Electrocatalytic nitrate reduction reaction (NO₃RR) to ammonia has been proved to be a viable approach to dispose of nitrates pollution and simultaneously fabricate valuable ammonia at room temperature and pressure. It is essential to explore high-performance and selective electrocatalysts for NO₃RR to overcome the sluggish kinetics. Herein, through adopting a four-step screening route based upon the calculation of density functional theory (DFT), we have performed a comprehensive investigation on the NO₃RR catalytic activities for single-atom catalysts (SACs), taking transition metal atom embedded graphyne (TM-GY, TM = 3d ∼ 5d) as example.
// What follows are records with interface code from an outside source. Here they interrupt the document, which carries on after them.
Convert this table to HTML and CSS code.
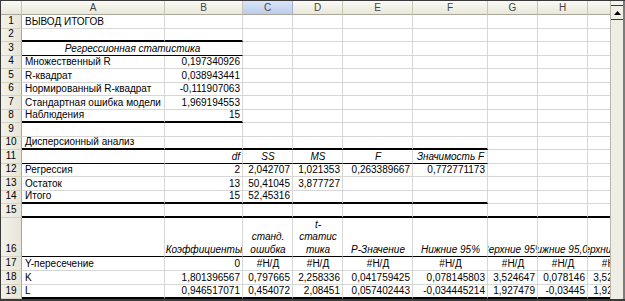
FILE: index.html
```html
<!DOCTYPE html>
<html lang="ru">
<head>
<meta charset="utf-8">
<title>Вывод итогов</title>
<link rel="stylesheet" href="styles.css">
</head>
<body>
<div class="window">
  <div class="viewport">
    <div class="sheet">
      <div class="row">
        <div class="corner"></div><div class="ch">A</div><div class="ch">B</div><div class="ch sel">C</div><div class="ch">D</div><div class="ch">E</div><div class="ch">F</div><div class="ch">G</div><div class="ch">H</div><div class="ch">I</div>
      </div>
      <div class="row">
        <div class="rh">1</div><div class="c">ВЫВОД ИТОГОВ</div><div class="c"></div><div class="c"></div><div class="c"></div><div class="c"></div><div class="c"></div><div class="c"></div><div class="c"></div><div class="c"></div>
      </div>
      <div class="row">
        <div class="rh">2</div><div class="c tb"></div><div class="c tb"></div><div class="c"></div><div class="c"></div><div class="c"></div><div class="c"></div><div class="c"></div><div class="c"></div><div class="c"></div>
      </div>
      <div class="row">
        <div class="rh">3</div><div class="c span2 i m bb">Регрессионная статистика</div><div class="c"></div><div class="c"></div><div class="c"></div><div class="c"></div><div class="c"></div><div class="c"></div><div class="c"></div>
      </div>
      <div class="row">
        <div class="rh">4</div><div class="c">Множественный R</div><div class="c r">0,197340926</div><div class="c"></div><div class="c"></div><div class="c"></div><div class="c"></div><div class="c"></div><div class="c"></div><div class="c"></div>
      </div>
      <div class="row">
        <div class="rh">5</div><div class="c">R-квадрат</div><div class="c r">0,038943441</div><div class="c"></div><div class="c"></div><div class="c"></div><div class="c"></div><div class="c"></div><div class="c"></div><div class="c"></div>
      </div>
      <div class="row">
        <div class="rh">6</div><div class="c">Нормированный R-квадрат</div><div class="c r">-0,111907063</div><div class="c"></div><div class="c"></div><div class="c"></div><div class="c"></div><div class="c"></div><div class="c"></div><div class="c"></div>
      </div>
      <div class="row">
        <div class="rh">7</div><div class="c">Стандартная ошибка модели</div><div class="c r">1,969194553</div><div class="c"></div><div class="c"></div><div class="c"></div><div class="c"></div><div class="c"></div><div class="c"></div><div class="c"></div>
      </div>
      <div class="row">
        <div class="rh">8</div><div class="c tb">Наблюдения</div><div class="c r tb">15</div><div class="c"></div><div class="c"></div><div class="c"></div><div class="c"></div><div class="c"></div><div class="c"></div><div class="c"></div>
      </div>
      <div class="row">
        <div class="rh">9</div><div class="c"></div><div class="c"></div><div class="c"></div><div class="c"></div><div class="c"></div><div class="c"></div><div class="c"></div><div class="c"></div><div class="c"></div>
      </div>
      <div class="row">
        <div class="rh">10</div><div class="c tb">Дисперсионный анализ</div><div class="c tb"></div><div class="c tb"></div><div class="c tb"></div><div class="c tb"></div><div class="c tb"></div><div class="c"></div><div class="c"></div><div class="c"></div>
      </div>
      <div class="row">
        <div class="rh">11</div><div class="c bb"></div><div class="c bb i r">df</div><div class="c bb i m">SS</div><div class="c bb i m">MS</div><div class="c bb i m">F</div><div class="c bb i m">Значимость F</div><div class="c"></div><div class="c"></div><div class="c"></div>
      </div>
      <div class="row">
        <div class="rh">12</div><div class="c">Регрессия</div><div class="c r">2</div><div class="c r">2,042707</div><div class="c r">1,021353</div><div class="c r">0,263389667</div><div class="c r">0,772771173</div><div class="c"></div><div class="c"></div><div class="c"></div>
      </div>
      <div class="row">
        <div class="rh">13</div><div class="c">Остаток</div><div class="c r">13</div><div class="c r">50,41045</div><div class="c r">3,877727</div><div class="c"></div><div class="c"></div><div class="c"></div><div class="c"></div><div class="c"></div>
      </div>
      <div class="row">
        <div class="rh">14</div><div class="c tb">Итого</div><div class="c r tb">15</div><div class="c r tb">52,45316</div><div class="c tb"></div><div class="c tb"></div><div class="c tb"></div><div class="c"></div><div class="c"></div><div class="c"></div>
      </div>
      <div class="row">
        <div class="rh">15</div><div class="c tb"></div><div class="c tb"></div><div class="c tb"></div><div class="c tb"></div><div class="c tb"></div><div class="c tb"></div><div class="c tb"></div><div class="c tb"></div><div class="c tb"></div>
      </div>
      <div class="row">
        <div class="rh">16</div><div class="c bb"></div><div class="c bb i m">Коэффициенты</div><div class="c bb i m"><span class="w">станд.<br>ошибка</span></div><div class="c bb i m"><span class="w">t-<br>статис<br>тика</span></div><div class="c bb i m">P-Значение</div><div class="c bb i m">Нижние 95%</div><div class="c bb i m">Верхние 95%</div><div class="c bb i m">Нижние 95,0%</div><div class="c bb i m">Верхние 95,0%</div>
      </div>
      <div class="row">
        <div class="rh">17</div><div class="c">Y-пересечение</div><div class="c r">0</div><div class="c m">#Н/Д</div><div class="c m">#Н/Д</div><div class="c m">#Н/Д</div><div class="c m">#Н/Д</div><div class="c m">#Н/Д</div><div class="c m">#Н/Д</div><div class="c m">#Н/Д</div>
      </div>
      <div class="row">
        <div class="rh">18</div><div class="c">K</div><div class="c r">1,801396567</div><div class="c r">0,797665</div><div class="c r">2,258336</div><div class="c r">0,041759425</div><div class="c r">0,078145803</div><div class="c r">3,524647</div><div class="c r">0,078146</div><div class="c r">3,524647</div>
      </div>
      <div class="row">
        <div class="rh">19</div><div class="c tb">L</div><div class="c r tb">0,946517071</div><div class="c r tb">0,454072</div><div class="c r tb">2,08451</div><div class="c r tb">0,057402443</div><div class="c r tb">-0,034445214</div><div class="c r tb">1,927479</div><div class="c r tb">-0,03445</div><div class="c r tb">1,927479</div>
      </div>
    </div>
  </div>
  <div class="vscroll">
    <div class="sb-gap"></div>
    <div class="sb-up">
      <svg width="7" height="4" viewBox="0 0 7 4"><polygon points="0,4 7,4 3.5,0" fill="#000"/></svg>
    </div>
    <div class="sb-track"></div>
  </div>
</div>
</body>
</html>
```

FILE: styles.css
```css
html, body {
  margin: 0;
  padding: 0;
}

body {
  width: 625px;
  height: 301px;
  overflow: hidden;
  background: #fff;
  font-family: "Liberation Sans", Arial, sans-serif;
  font-size: 10px;
  color: #000;
}

.window {
  display: flex;
  height: 301px;
  box-sizing: border-box;
  border-top: 1px solid #3a3a3a;
  border-left: 1px solid #3a3a3a;
  border-bottom: 2px solid #3a3a3a;
}

.viewport {
  width: 609px;
  overflow: hidden;
  flex: none;
}

.sheet {
  display: grid;
  grid-template-columns: 21px 143px 78px 50px 50px 70px 75px 50px 50px 50px;
  grid-template-rows: 14px repeat(7, 14px 13px) 14px 39px repeat(3, 14px);
  width: max-content;
}

.row {
  display: contents;
}

.corner,
.ch {
  box-sizing: border-box;
  background: linear-gradient(#fbfaf5, #e9e7da);
  border-right: 1px solid #c8c5b4;
  border-bottom: 1px solid #aca899;
}

.ch {
  display: flex;
  justify-content: center;
  align-items: center;
  color: #444;
  line-height: 12px;
}

.ch.sel {
  background: linear-gradient(#d9e4f7, #bccdec);
  border-right-color: #9db3d8;
}

.rh {
  box-sizing: border-box;
  display: flex;
  justify-content: center;
  align-items: flex-end;
  padding-bottom: 1px;
  background: linear-gradient(90deg, #f3f2ea, #e7e5d8);
  border-right: 1px solid #aca899;
  border-bottom: 1px solid #d4d1c0;
  line-height: 12px;
}

.c {
  box-sizing: border-box;
  display: flex;
  align-items: flex-end;
  min-width: 0;
  overflow: hidden;
  white-space: nowrap;
  padding: 0 2px 0 3px;
  border-right: 1px solid #d6d6d6;
  border-bottom: 1px solid #d6d6d6;
  line-height: 12px;
}

.span2 {
  grid-column: span 2;
}

.r {
  justify-content: flex-end;
}

.m {
  justify-content: center;
}

.i {
  font-style: italic;
}

.bb {
  border-bottom-color: #000;
}

.tb {
  border-bottom: 2px solid #000;
}

.w {
  white-space: normal;
  text-align: center;
  line-height: 12.5px;
}

.vscroll {
  flex: none;
  width: 15px;
  box-sizing: border-box;
  display: flex;
  flex-direction: column;
  background: #eeede5;
  border-left: 1px solid #b9b7aa;
  border-right: 2px solid #7c7c7c;
}

.sb-gap {
  height: 4px;
  background: #f4f3ec;
}

.sb-up {
  height: 15px;
  box-sizing: border-box;
  display: flex;
  justify-content: center;
  align-items: center;
  border-top: 1px solid #3a3a3a;
  border-bottom: 1px solid #3a3a3a;
  background: #f1efe6;
}

.sb-track {
  flex: 1;
  background: #efeee4;
}
```
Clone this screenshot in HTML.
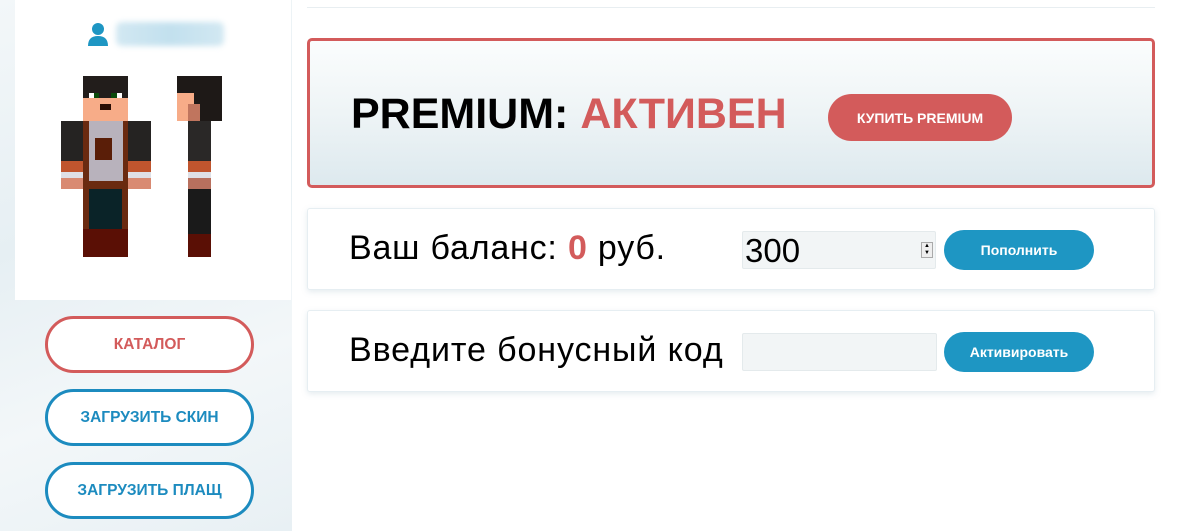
<!DOCTYPE html>
<html><head><meta charset="utf-8"><style>
*{margin:0;padding:0;box-sizing:border-box}
body{width:1194px;height:531px;overflow:hidden;background:#fff;font-family:"Liberation Sans","DejaVu Sans",sans-serif;position:relative}
.abs{position:absolute}
.side{left:0;top:0;width:292px;height:531px;background:linear-gradient(160deg,#f3f7f9,#e6eff3 40%,#f3f7f9 70%,#e8f0f4)}
.card{left:15px;top:0;width:276px;height:300px;background:#fff}
.lbtn{position:absolute;left:45px;width:209px;height:57px;border:3px solid #1c8bbf;border-radius:29px;background:#fff;color:#1c8bbf;font-weight:bold;font-size:15.5px;display:flex;align-items:center;justify-content:center}
.prem{left:307px;top:38px;width:848px;height:150px;border:3px solid #d35b5b;border-radius:5px;background:linear-gradient(180deg,#fbfdfd 0%,#eef4f6 50%,#dde9ee 100%)}
.box{left:307px;width:848px;height:82px;border:1px solid #e6eef2;border-radius:3px;background:#fff;box-shadow:0 2px 6px rgba(150,180,195,.25)}
.bt{position:absolute;background:#1e96c3;color:#fff;font-weight:bold;font-size:14px;border-radius:20px;display:flex;align-items:center;justify-content:center}
.inp{position:absolute;background:#f2f5f6;border:1px solid #e4eaec;border-radius:2px}
.big{position:absolute;font-size:34px;color:#000;white-space:nowrap}
</style></head><body>
<div class="abs side"></div>
<div class="abs card"></div>
<div class="abs" style="left:307px;top:7px;width:848px;height:1px;background:#e8eef1"></div>
<svg class="abs" style="left:88px;top:22px" width="20" height="25" viewBox="0 0 20 25"><circle cx="10" cy="7" r="6" fill="#1e96c3"/><path d="M0 24 Q0 14 10 14 Q20 14 20 24Z" fill="#1e96c3"/></svg>
<div class="abs" style="left:116px;top:22px;width:108px;height:24px;background:linear-gradient(90deg,#d2e8f2,#c2e0ee,#d2e8f2);filter:blur(3px);border-radius:6px"></div>
<svg class="abs" style="left:61px;top:76px" width="162" height="181" viewBox="0 0 162 181" shape-rendering="crispEdges">
<rect x="22" y="0" width="45" height="22" fill="#221d1b"/>
<rect x="22" y="22" width="45" height="23" fill="#f7ac88"/>
<rect x="28" y="17" width="6" height="5" fill="#fff"/><rect x="33" y="17" width="5" height="5" fill="#0b4a0b"/>
<rect x="50" y="17" width="6" height="5" fill="#0b4a0b"/><rect x="56" y="17" width="5" height="5" fill="#fff"/>
<rect x="39" y="28" width="11" height="6" fill="#2a0e05"/>
<rect x="0" y="45" width="22" height="40" fill="#252322"/>
<rect x="67" y="45" width="23" height="40" fill="#252322"/>
<rect x="0" y="85" width="22" height="28" fill="#c0552e"/><rect x="67" y="85" width="23" height="28" fill="#c0552e"/>
<rect x="0" y="96" width="22" height="6" fill="#dfe0e6"/><rect x="67" y="96" width="23" height="6" fill="#dfe0e6"/>
<rect x="0" y="102" width="22" height="11" fill="#d98a72"/><rect x="67" y="102" width="23" height="11" fill="#d98a72"/>
<rect x="22" y="45" width="45" height="68" fill="#6a2a10"/>
<rect x="28" y="45" width="34" height="60" fill="#b8b2bc"/>
<rect x="34" y="62" width="17" height="22" fill="#5a1e08"/>
<rect x="22" y="113" width="45" height="40" fill="#0a2328"/>
<rect x="22" y="113" width="6" height="40" fill="#6a2a10"/><rect x="61" y="113" width="6" height="40" fill="#6a2a10"/>
<rect x="22" y="153" width="45" height="28" fill="#5a0f05"/>
<rect x="116" y="0" width="45" height="45" fill="#1e1917"/>
<rect x="116" y="17" width="17" height="28" fill="#f7ac88"/>
<rect x="127" y="28" width="12" height="17" fill="#c0755e"/>
<rect x="127" y="45" width="23" height="40" fill="#2a2827"/>
<rect x="127" y="85" width="23" height="28" fill="#c0552e"/>
<rect x="127" y="96" width="23" height="6" fill="#dfe0e6"/>
<rect x="127" y="102" width="23" height="11" fill="#b8705e"/>
<rect x="127" y="113" width="23" height="45" fill="#1a1a1a"/>
<rect x="127" y="158" width="23" height="23" fill="#5a0f05"/>
</svg>
<div class="lbtn" style="top:316px;border-color:#d35b5b;color:#d35b5b">КАТАЛОГ</div>
<div class="lbtn" style="top:389px">ЗАГРУЗИТЬ СКИН</div>
<div class="lbtn" style="top:462px">ЗАГРУЗИТЬ ПЛАЩ</div>

<div class="abs prem">
 <div style="position:absolute;left:41px;top:49px;font-size:43px;font-weight:bold;white-space:nowrap;color:#000">PREMIUM: <span style="color:#d35b5b">АКТИВЕН</span></div>
 <div style="position:absolute;left:518px;top:53px;width:184px;height:47px;border-radius:24px;background:#d35b5b;color:#fff;font-weight:bold;font-size:14px;display:flex;align-items:center;justify-content:center">КУПИТЬ PREMIUM</div>
</div>

<div class="abs box" style="top:208px">
 <div class="big" style="left:41px;top:20px;letter-spacing:0.8px">Ваш баланс: <b style="color:#d35b5b">0</b> руб.</div>
 <div class="inp" style="left:434px;top:22px;width:194px;height:38px"><span style="position:absolute;left:2px;top:0;font-size:33px">300</span>
  <span style="position:absolute;left:178px;top:10px;width:12px;height:16px;border:1px solid #aaa;background:#eee;font-size:6px;line-height:7px;text-align:center">▲<br>▼</span></div>
 <div class="bt" style="left:636px;top:21px;width:150px;height:40px">Пополнить</div>
</div>
<div class="abs box" style="top:310px">
 <div class="big" style="left:41px;top:20px;letter-spacing:0.9px">Введите бонусный код</div>
 <div class="inp" style="left:434px;top:22px;width:195px;height:38px"></div>
 <div class="bt" style="left:636px;top:21px;width:150px;height:40px">Активировать</div>
</div>
</body></html>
The computation results show that the electrochemical conversion of nitrate-to-ammonia can be realized on Cr-GY candidate with an extremely low limiting potential (−0.36 V) and high selectivity, which can be ascribed to the moderate adsorption strength between the intermediate species and Cr atom derived from its distinct electronic property. Our study not only reveals the NO₃RR catalytic origin of TM-GY, but also provides a new route for the rational design of electrocatalysts for nitrate reduction to ammonia.